How do you realistically review a book like this? You really can’t. It’s an insightful and depressing look at humans at our worst. When discussing the horrors of World War II, we often think about the raw numbers of dead — 14 million people explicitly murdered between 1933 and 1945.
It’s a number that is so huge that it makes no sense and it’s impossible to understand. How could something like that happen?
This book explains how. In excruciating detail, it dives into the famines induced by Stalin’s collectivization of farms, which caused the starvation of 3 million Ukrainians.
It examines Stalin’s Great Terror (700,000 victims in 1937 and 1938, many of Polish ancestry) and the killing quotas Moscow imposed.
The killing and imprisonment quotas were officially called “limits,” though everyone involved knew that they were meant to be exceeded. Local NKVD officers had to explain why they could not meet a “limit,” and were encouraged to exceed them. No NKVD officer wished to be seen as lacking élan when confronting “counter-revolution,” especially when Yezhov’s line was “better too far than not far enough.” Not 79,950 but five times as many people would be shot in the kulak action. By the end of 1938, the NKVD had executed some 386,798 Soviet citizens in fulfillment of Order 00447.
It explains how German armies marched through towns, rounding up Jews to murder.
…then they lined up the prisoners against a wall at the bank of the Vistula River and shot them. Those who tried to escape by jumping into the river were shot—as the one survivor remembered, like ducks. Some three hundred people died.
…in one case a hundred civilians were assembled to be shot because someone had fired a gun. It turned out that the gun had been fired by a German soldier.
…in Dynów, some two hundred Jews were machine-gunned one night in mid-September.
…then they drove several hundred more Jews into the synagogue and set it on fire, shooting those who tried to escape.
And on, and on, and on.
From front to back, this book is just a sea of destruction and despair. But it’s important history to know and remember.

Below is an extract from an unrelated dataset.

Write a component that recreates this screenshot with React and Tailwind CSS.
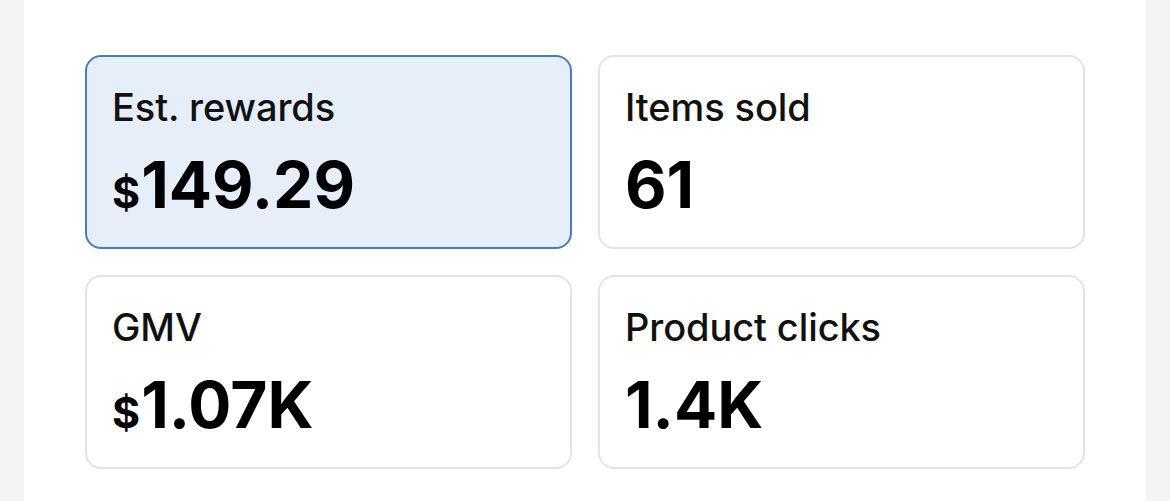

A salient point this book makes that equally applies to current events as we see endless news of Ukrainians being murdered, and cities and homes destroyed:
“Jewish resistance in Warsaw was not only about the dignity of the Jews but about the dignity of humanity as such, including those of the Poles, the British, the Americans, the Soviets: of everyone who could have done more, and instead did less.”
Slava Ukraini.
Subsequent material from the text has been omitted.